Daney encore : « Une image, au final, c'est un visage, qui est un regard. » Ce regard, Stefano Savona a décidé de le plonger au sein de la place Tahrir. Savona s’immerge dans ce lieu, pose sa caméra sur le visage de celles et ceux qui ont défié le pouvoir des semaines durant. Des visages donc, des regards, mais aussi des paroles et des débats. Et avec eux, la tentative de comprendre ce qui se passe, mais surtout où l’on va. Souvent, dans la nuit de la place Tahrir, Savona filme magnifiquement ces visages. D'une très faible profondeur de champ – il filme à l’aide d’un appareil photo Canon 5D –, l’image de Savona fait écho à la situation dans laquelle les Egyptiens se trouvent.

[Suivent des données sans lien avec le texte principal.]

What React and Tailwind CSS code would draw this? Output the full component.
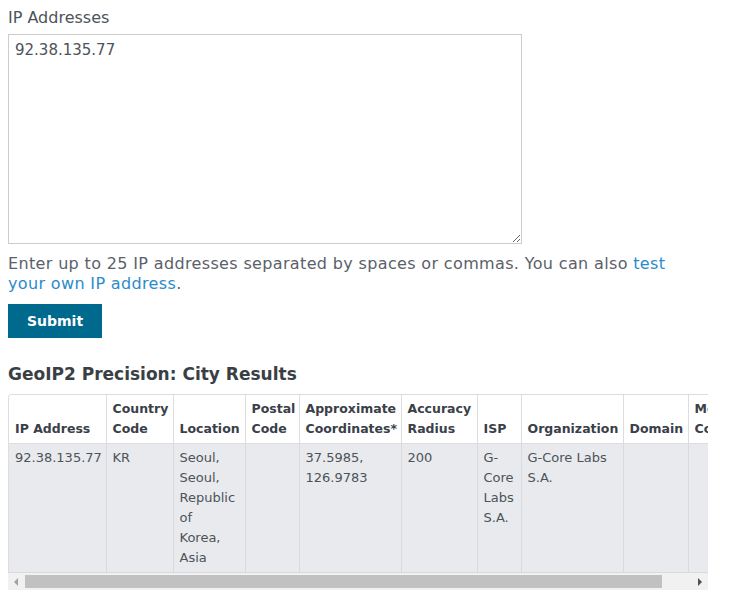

Lui comme eux cherchent à se focaliser sur un point, même furtivement, pour tenter de maîtriser et d’organiser un environnement instable. Des premiers jours de l’occupation à une levée de siège pour certains à contrecoeur, Savona saisit les hésitations, les différents points de vue et les désaccords qui parfois en découlent. Si chacun tend vers le même objectif – la chute et le départ de Moubarak –, certains veulent pourtant voir plus loin et font déjà part de leurs craintes quant à un après. Que faire de l’armée, de ceux qui sont au pouvoir depuis des décennies, mais aussi des Frères Musulmans qui, malgré leurs bonnes intentions affichées, sont en embuscade ? Difficile en tout cas, une fois dans l’œil du cyclone, de parvenir à tracer des perspectives d’avenir. Tout se joue dans l’instant, dans une journée qui se répétera tant qu’il le faudra. Place Tahrir donc, c’est la spontanéité qui domine. Un seul leitmotiv : tenir, encore tenir.

« Quand on est dans la merde jusqu’au cou, il ne reste plus qu’à chanter »

Beckett le disait : « Quand on est dans la merde jusqu’au cou, il ne reste plus qu’à chanter. » Aux manifestants donc de chanter, de crier des slogans pour se donner le courage nécessaire. Les ritournelles tracent un espace, un territoire dans lequel tous s’inscrivent pour conjurer le chaos qui les menace.

Je chante parce que je ne veux pas avoir peur. Je chante parce que c’est là la seule manière de constituer un ordre dans une révolution qui n’en a pas. Je chante et je continuerai jusqu’à ce que l'objectif soit atteint. Bref, je chante dans le noir pour me donner du courage jusqu’à ce que la lumière s’allume. A la fin de la projection, mais aussi peut-être beaucoup plus tard.